Archive 17/01/2023.

Spir-v

dragonCASTjosh

Today i looked on the Khronos website to check the state of Vulkan and SPIR-V and to my surprise found that there has been some big additions to the SPIR-V page including the Tools and LLVM needed to develop with the language. This could solve the current limitation with Urho’s shader (some community additions are only in 1 language). I dont have the time and experience to implement such a feature although id be willing to give it a shot with help.

https://www.khronos.org/spir

Bananaft

What limitations you are talking about?

dragonCASTjosh

There are a lot of shaders on the forums are only in a single shader language.

bvanevery

I don’t think having a common intermediate language solves a single shader source code problem. Who says that robust disassemblers (? term) from SPIR-V to GLSL and HLSL are going to be provided? I seriously doubt HLSL would be provided at this point, and for all I know GLSL --> SPIR-V might be a one way trip at present. Do you have some details from Khronos to suggest otherwise?
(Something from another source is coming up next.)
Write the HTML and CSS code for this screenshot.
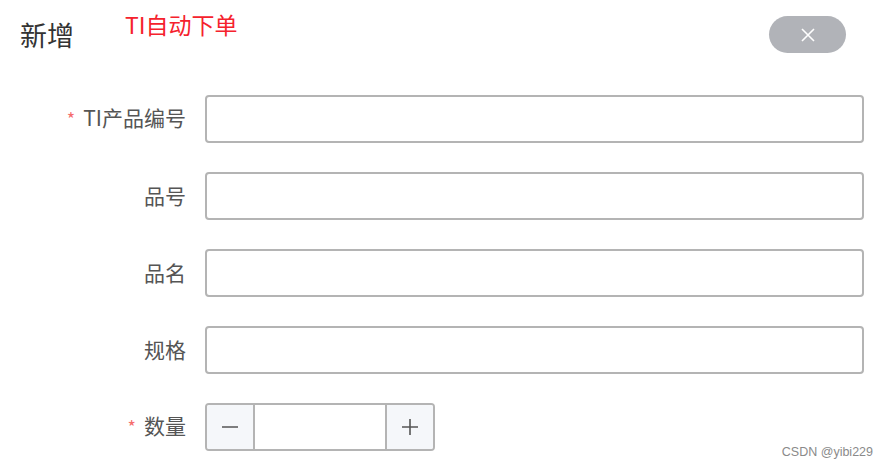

Then there’s the problem of adoption. Microsoft has already shipped DX12. Apple is pursuing Metal. Why are they going to get in the sack with SPIR-V? See that thing on the chart that says “100% Khronos defined” ? Well I bet NVIDIA, ATI, Apple, and MS have something negative to say about that. It would be nice if the tendency in industry went more towards cooperation, but presently we’re going through an “API split” era, so I wouldn’t bank on it.

Meanwhile as far as source code problems, I’ve seen some HLSL --> GLSL translating tools out there, but not really GLSL --> HLSL. I haven’t looked hard, it was just my initial stab at the problem the other week. But failure to come up with such things quickly, and blog entries that say “it doesn’t exist” are worrisome.

bvanevery

More than 4 years go by. Microsoft open sourced its HLSL compiler. Khronos added a Spir-V backend. Khronos says they can now render HLSL on Vulkan. No idea how well any of it works in the real world, but it seems a Windows-centric developer could just use HLSL and blow off worrying about Spir-V. Related is Microsoft’s ShaderConductor, which can convert HLSL to GLSL.

No idea about GLSL --> HLSL. These strategic developments, indicate that I clearly shouldn’t care. HLSL is deemed important enough by industry, for me to stick with it. Someone else can do homework on whether it’s viable to worry about things from the GLSL side. Looks like HLSL can go everywhere… that Vulkan can go, of course. Which isn’t so many places right now, in the real world.

NVIDIA made some DirectX Ray Tracing thingy back in 2018 with Microsoft. Now they have added ray tracing support to DXC’s Spir-V backend.